Hello, today’s little known OCaml feature we will learn about are memory limits using Gc alarms.
Imagine you want to perform a memory-heavy computation, whose size of data set is not known in advance. (This post is inspired by the implementation of the SAT/SMT solver mSAT.) You would like this computation to fail gracefully if memory becomes insufficient. How can you do it?
The Out_of_memory
exception
The first thing you might think about is the Out_of_memory
exception. You simply run the computation inside an exception handler, expecting to receive this exception if memory ever becomes exhausted. However, for several reasons this is not reliable. First, the program is not always notified of failing allocations and gets killed instead much after, when it tries to access the memory for the first time (this behaviour of the operating system is called overcommitting). But this is the least problem, because you quickly figure out how to get rid of overcommitting, for instance by setting a hard memory limit to your process using ulimit
.
However, you then encounter the second issue: in OCaml, if a minor allocation fails, then the program will issue a fatal error instead of raising Out_of_memory
. That’s it: Out_of_memory
is only reliable for allocations that are guaranteed to go directly on the major heap (by default those bigger than 256 words, or those performed for bigarrays or unmarshalling).

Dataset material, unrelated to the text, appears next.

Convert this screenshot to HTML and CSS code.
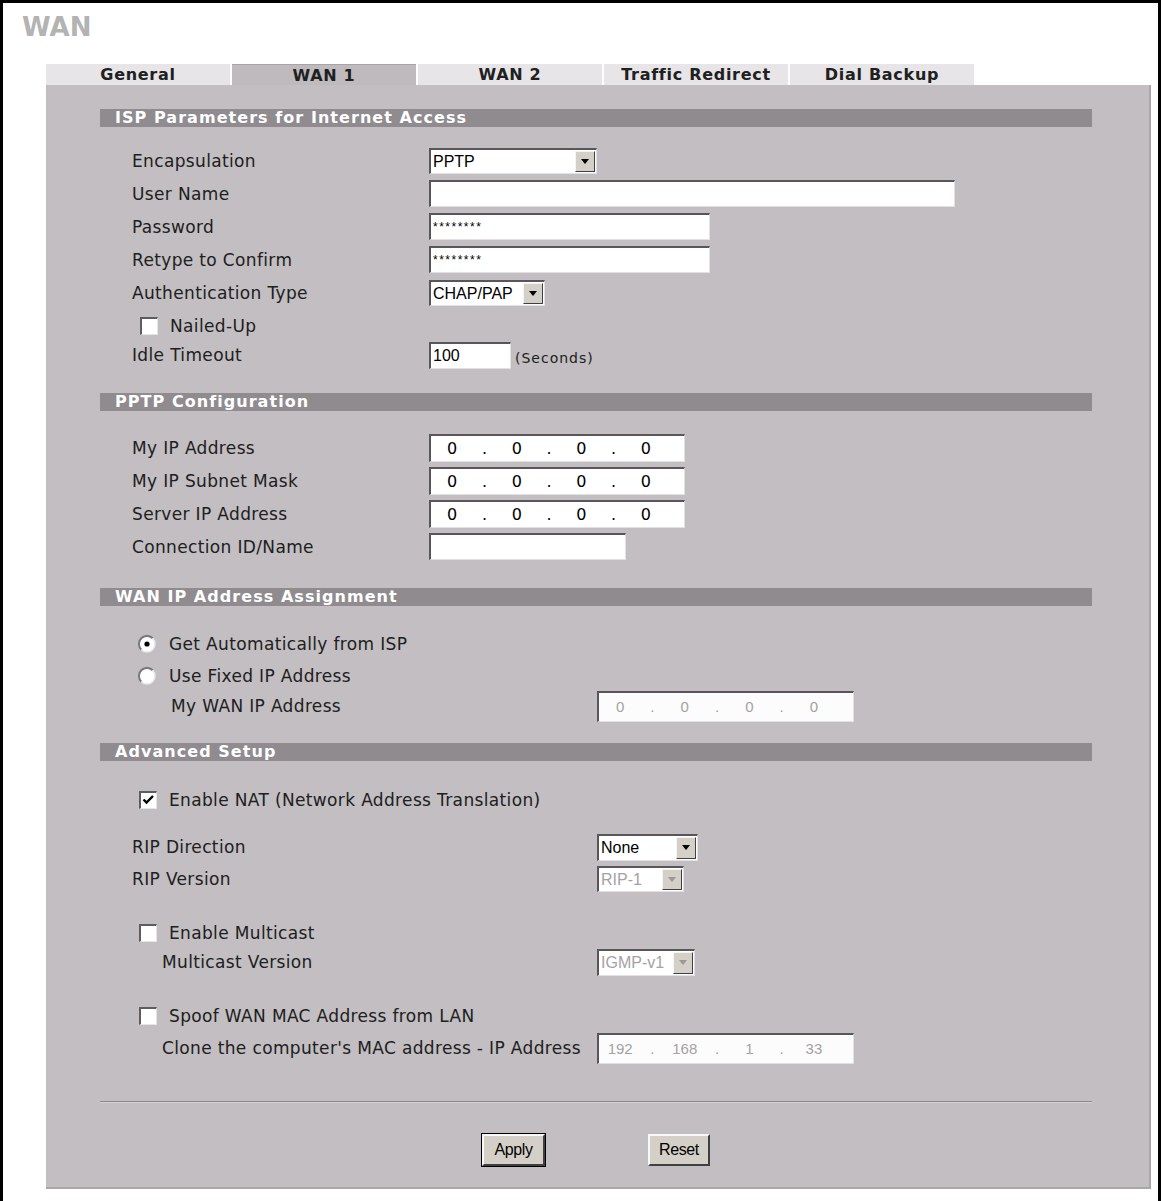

Not for repeated small allocations on the minor heap, which would represent most allocations in a functional program. (There are bug reports about this, but making Out_of_memory
reliable is reported to be non-trivial.)
GC alarms
GC alarms are callbacks which run at the end of major GC cycles. They are registered with Gc.create_alarm
. Now observe this cool trick:
let run_with_memory_limit limit f =
let limit_memory () =
let mem = Gc.(quick_stat ()).heap_words in
if mem > limit / (Sys.word_size / 8) then raise Out_of_memory
in
let alarm = Gc.create_alarm limit_memory in
Fun.protect f ~finally:(fun () -> Gc.delete_alarm alarm ; Gc.compact ())
That’s it, we simply raise Out_of_memory
from the Gc alarm. You can try it in the toplevel on a memory-hungry function:
let f () =
let x = ref [] in
let rec f () = x := ()::!x ; f () in
f ();;
run_with_memory_limit 1000000000 f;;
Caveat
This is not reliable with multi-threaded programs, because we do not know in which thread the exception must be raised. This is fine for programs like mSAT and many logic/language tools, because such tools are rarely limited by blocking IO, so they do not lose much by remaining single-threaded in the absence of true parallelism. (Haskell proposes per-thread allocation limits as a built-in feature, which manifests itself likewise as an asynchronous exception.)
Implementation
Behind each Gc alarm, there is a finalised block. The finaliser calls the callback, and sets itself to run again at the next cycle. Thus, the memory limit (thus implemented) is an example of asynchronous exception usefully arising from a finaliser. Was such a use of Gc alarms expected when they were conceived? History did not tell.